# Problem:
Write the data out again exactly, with no pictures.

# Recorded information:
+++
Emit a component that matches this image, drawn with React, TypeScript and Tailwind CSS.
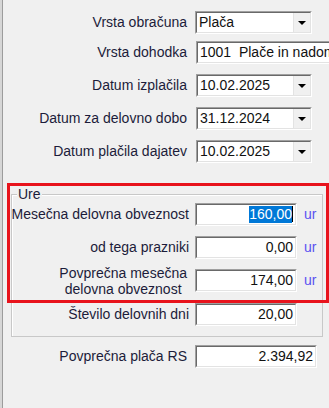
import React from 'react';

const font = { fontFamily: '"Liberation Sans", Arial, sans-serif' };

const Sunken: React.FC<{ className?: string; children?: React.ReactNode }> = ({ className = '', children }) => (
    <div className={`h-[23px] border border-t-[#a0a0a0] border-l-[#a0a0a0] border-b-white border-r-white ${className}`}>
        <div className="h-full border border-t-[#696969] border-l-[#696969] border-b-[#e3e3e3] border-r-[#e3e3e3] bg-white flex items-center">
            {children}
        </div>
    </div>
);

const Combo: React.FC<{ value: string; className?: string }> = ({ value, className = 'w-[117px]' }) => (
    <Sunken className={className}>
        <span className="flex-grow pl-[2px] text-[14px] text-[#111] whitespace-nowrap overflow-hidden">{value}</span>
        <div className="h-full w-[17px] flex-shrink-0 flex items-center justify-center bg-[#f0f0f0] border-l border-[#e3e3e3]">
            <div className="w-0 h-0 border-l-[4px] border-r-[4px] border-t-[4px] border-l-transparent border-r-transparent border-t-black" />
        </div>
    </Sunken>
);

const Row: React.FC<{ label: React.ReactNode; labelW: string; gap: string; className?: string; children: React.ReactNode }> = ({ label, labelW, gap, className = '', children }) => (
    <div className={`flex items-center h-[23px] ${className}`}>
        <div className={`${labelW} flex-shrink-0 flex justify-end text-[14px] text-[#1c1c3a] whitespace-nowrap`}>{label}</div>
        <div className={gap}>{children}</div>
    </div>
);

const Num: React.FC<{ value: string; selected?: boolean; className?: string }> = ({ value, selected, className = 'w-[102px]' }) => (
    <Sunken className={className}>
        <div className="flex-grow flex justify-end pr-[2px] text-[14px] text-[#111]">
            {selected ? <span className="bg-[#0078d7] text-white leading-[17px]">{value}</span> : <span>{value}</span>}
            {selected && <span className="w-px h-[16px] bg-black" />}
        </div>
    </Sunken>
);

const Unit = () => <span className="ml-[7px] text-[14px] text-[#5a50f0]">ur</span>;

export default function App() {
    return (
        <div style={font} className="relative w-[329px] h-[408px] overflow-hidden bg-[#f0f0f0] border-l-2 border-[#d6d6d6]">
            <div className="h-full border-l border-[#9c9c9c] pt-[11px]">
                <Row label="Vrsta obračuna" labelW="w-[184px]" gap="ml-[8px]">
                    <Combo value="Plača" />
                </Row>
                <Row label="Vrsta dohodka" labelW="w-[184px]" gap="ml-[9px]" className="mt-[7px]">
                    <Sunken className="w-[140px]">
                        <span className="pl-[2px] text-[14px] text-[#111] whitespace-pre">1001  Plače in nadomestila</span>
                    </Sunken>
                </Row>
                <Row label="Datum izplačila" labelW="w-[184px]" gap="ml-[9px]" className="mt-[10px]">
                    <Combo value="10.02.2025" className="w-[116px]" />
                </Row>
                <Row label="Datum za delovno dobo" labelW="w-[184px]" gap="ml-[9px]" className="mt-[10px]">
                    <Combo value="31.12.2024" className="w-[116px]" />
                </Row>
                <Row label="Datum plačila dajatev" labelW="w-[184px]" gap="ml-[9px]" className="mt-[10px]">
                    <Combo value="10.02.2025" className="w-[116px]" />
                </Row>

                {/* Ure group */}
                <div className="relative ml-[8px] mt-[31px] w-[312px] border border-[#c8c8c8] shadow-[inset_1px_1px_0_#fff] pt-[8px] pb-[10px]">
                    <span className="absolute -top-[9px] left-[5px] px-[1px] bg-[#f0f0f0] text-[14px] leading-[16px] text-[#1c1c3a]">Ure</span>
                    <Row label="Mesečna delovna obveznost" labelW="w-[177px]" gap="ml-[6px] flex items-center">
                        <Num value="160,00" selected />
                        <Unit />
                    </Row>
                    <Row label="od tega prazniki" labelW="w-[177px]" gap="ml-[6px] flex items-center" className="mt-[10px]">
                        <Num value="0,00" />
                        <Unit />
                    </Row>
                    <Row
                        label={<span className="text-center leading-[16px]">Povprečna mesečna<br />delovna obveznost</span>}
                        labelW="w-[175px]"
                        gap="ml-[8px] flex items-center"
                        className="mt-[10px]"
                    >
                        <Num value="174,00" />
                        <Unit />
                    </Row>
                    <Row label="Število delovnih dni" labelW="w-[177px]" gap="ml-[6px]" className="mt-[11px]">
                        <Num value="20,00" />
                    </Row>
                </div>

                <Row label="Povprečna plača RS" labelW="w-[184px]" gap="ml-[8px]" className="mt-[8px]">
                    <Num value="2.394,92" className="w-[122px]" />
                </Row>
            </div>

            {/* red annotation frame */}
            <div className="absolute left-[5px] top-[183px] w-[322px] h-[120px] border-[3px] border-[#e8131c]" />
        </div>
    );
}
+++
# Answer to this task:
Emit a component that matches this image, drawn with React, TypeScript and Tailwind CSS.
import React from 'react';

const font = { fontFamily: '"Liberation Sans", Arial, sans-serif' };

const Sunken: React.FC<{ className?: string; children?: React.ReactNode }> = ({ className = '', children }) => (
    <div className={`h-[23px] border border-t-[#a0a0a0] border-l-[#a0a0a0] border-b-white border-r-white ${className}`}>
        <div className="h-full border border-t-[#696969] border-l-[#696969] border-b-[#e3e3e3] border-r-[#e3e3e3] bg-white flex items-center">
            {children}
        </div>
    </div>
);

const Combo: React.FC<{ value: string; className?: string }> = ({ value, className = 'w-[117px]' }) => (
    <Sunken className={className}>
        <span className="flex-grow pl-[2px] text-[14px] text-[#111] whitespace-nowrap overflow-hidden">{value}</span>
        <div className="h-full w-[17px] flex-shrink-0 flex items-center justify-center bg-[#f0f0f0] border-l border-[#e3e3e3]">
            <div className="w-0 h-0 border-l-[4px] border-r-[4px] border-t-[4px] border-l-transparent border-r-transparent border-t-black" />
        </div>
    </Sunken>
);

const Row: React.FC<{ label: React.ReactNode; labelW: string; gap: string; className?: string; children: React.ReactNode }> = ({ label, labelW, gap, className = '', children }) => (
    <div className={`flex items-center h-[23px] ${className}`}>
        <div className={`${labelW} flex-shrink-0 flex justify-end text-[14px] text-[#1c1c3a] whitespace-nowrap`}>{label}</div>
        <div className={gap}>{children}</div>
    </div>
);

const Num: React.FC<{ value: string; selected?: boolean; className?: string }> = ({ value, selected, className = 'w-[102px]' }) => (
    <Sunken className={className}>
        <div className="flex-grow flex justify-end pr-[2px] text-[14px] text-[#111]">
            {selected ? <span className="bg-[#0078d7] text-white leading-[17px]">{value}</span> : <span>{value}</span>}
            {selected && <span className="w-px h-[16px] bg-black" />}
        </div>
    </Sunken>
);

const Unit = () => <span className="ml-[7px] text-[14px] text-[#5a50f0]">ur</span>;

export default function App() {
    return (
        <div style={font} className="relative w-[329px] h-[408px] overflow-hidden bg-[#f0f0f0] border-l-2 border-[#d6d6d6]">
            <div className="h-full border-l border-[#9c9c9c] pt-[11px]">
                <Row label="Vrsta obračuna" labelW="w-[184px]" gap="ml-[8px]">
                    <Combo value="Plača" />
                </Row>
                <Row label="Vrsta dohodka" labelW="w-[184px]" gap="ml-[9px]" className="mt-[7px]">
                    <Sunken className="w-[140px]">
                        <span className="pl-[2px] text-[14px] text-[#111] whitespace-pre">1001  Plače in nadomestila</span>
                    </Sunken>
                </Row>
                <Row label="Datum izplačila" labelW="w-[184px]" gap="ml-[9px]" className="mt-[10px]">
                    <Combo value="10.02.2025" className="w-[116px]" />
                </Row>
                <Row label="Datum za delovno dobo" labelW="w-[184px]" gap="ml-[9px]" className="mt-[10px]">
                    <Combo value="31.12.2024" className="w-[116px]" />
                </Row>
                <Row label="Datum plačila dajatev" labelW="w-[184px]" gap="ml-[9px]" className="mt-[10px]">
                    <Combo value="10.02.2025" className="w-[116px]" />
                </Row>

                {/* Ure group */}
                <div className="relative ml-[8px] mt-[31px] w-[312px] border border-[#c8c8c8] shadow-[inset_1px_1px_0_#fff] pt-[8px] pb-[10px]">
                    <span className="absolute -top-[9px] left-[5px] px-[1px] bg-[#f0f0f0] text-[14px] leading-[16px] text-[#1c1c3a]">Ure</span>
                    <Row label="Mesečna delovna obveznost" labelW="w-[177px]" gap="ml-[6px] flex items-center">
                        <Num value="160,00" selected />
                        <Unit />
                    </Row>
                    <Row label="od tega prazniki" labelW="w-[177px]" gap="ml-[6px] flex items-center" className="mt-[10px]">
                        <Num value="0,00" />
                        <Unit />
                    </Row>
                    <Row
                        label={<span className="text-center leading-[16px]">Povprečna mesečna<br />delovna obveznost</span>}
                        labelW="w-[175px]"
                        gap="ml-[8px] flex items-center"
                        className="mt-[10px]"
                    >
                        <Num value="174,00" />
                        <Unit />
                    </Row>
                    <Row label="Število delovnih dni" labelW="w-[177px]" gap="ml-[6px]" className="mt-[11px]">
                        <Num value="20,00" />
                    </Row>
                </div>

                <Row label="Povprečna plača RS" labelW="w-[184px]" gap="ml-[8px]" className="mt-[8px]">
                    <Num value="2.394,92" className="w-[122px]" />
                </Row>
            </div>

            {/* red annotation frame */}
            <div className="absolute left-[5px] top-[183px] w-[322px] h-[120px] border-[3px] border-[#e8131c]" />
        </div>
    );
}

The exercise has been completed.